Survei juga menunjukkan 21,05% responden pernah mengalami intimidasi saat mempublikasikan konten cek fakta, terutama terkait politik, satir, kesehatan, Pemilu, dan sepak bola. Dampak yang ditimbulkan meliputi trauma, keengganan menulis artikel, dan bahkan berhenti dari profesi pemeriksa fakta.
Naharin Ni’matun Koordinator AJI Indonesia menyampaikan bahwa pemeriksa fakta terancam Undang-Undang ITE dan memerlukan perlindungan khusus. Ia juga mengusulkan agar pemeriksa fakta dapat dikategorikan sebagai “Human Rights Defender” (HRD).
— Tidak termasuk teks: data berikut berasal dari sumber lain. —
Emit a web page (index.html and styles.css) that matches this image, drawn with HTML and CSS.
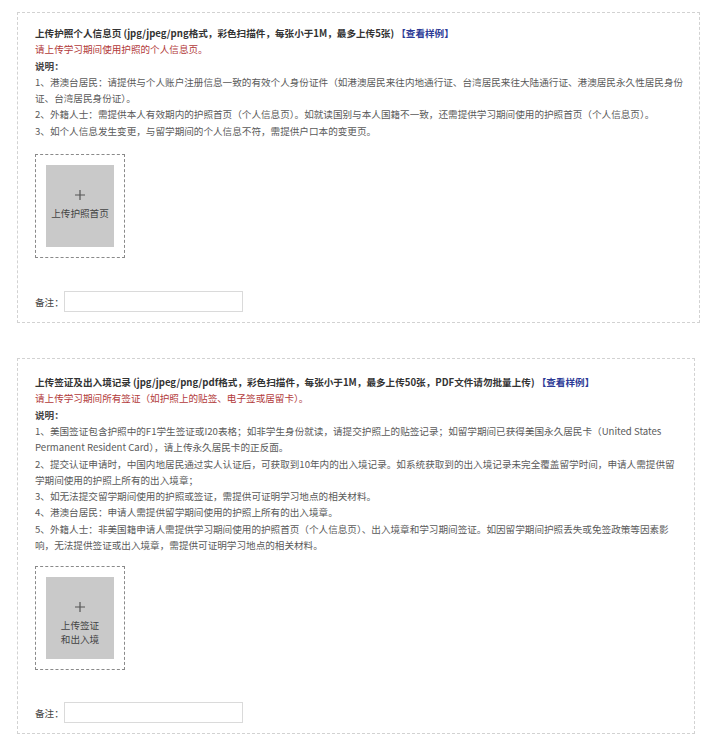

Selain itu, disarankan adanya SOP pendampingan, kerja sama dengan lembaga strategis seperti Dewan Pers, dan harapan agar karya cek fakta mendapatkan hak serupa karya jurnalistik.
Aribowo Sasmito dari MAFINDO menambahkan bahwa tanda-tanda serangan terhadap jurnalis dan pemeriksa fakta baik dari media maupun non-media sudah mulai kembali menjadi tren, termasuk kasus doxing nomor pribadi dan ancaman somasi.
Felix Lamuri Direktur Eksekutif AMSI juga mendukung gagasan pemeriksa fakta sebagai HRD dan pentingnya berjejaring dengan berbagai pemangku kepentingan.
Abdul Manan, Anggota Dewan Pers Periode 2025 – 2028, menyatakan bahwa status akan berpengaruh dengan mekanisme perlindungannya.
Ia menyarankan untuk membuat pemetaan atau klasterisasi pemeriksa fakta wartawan atau bukan, yang akan berpengaruh untuk perlindungan cek fakta.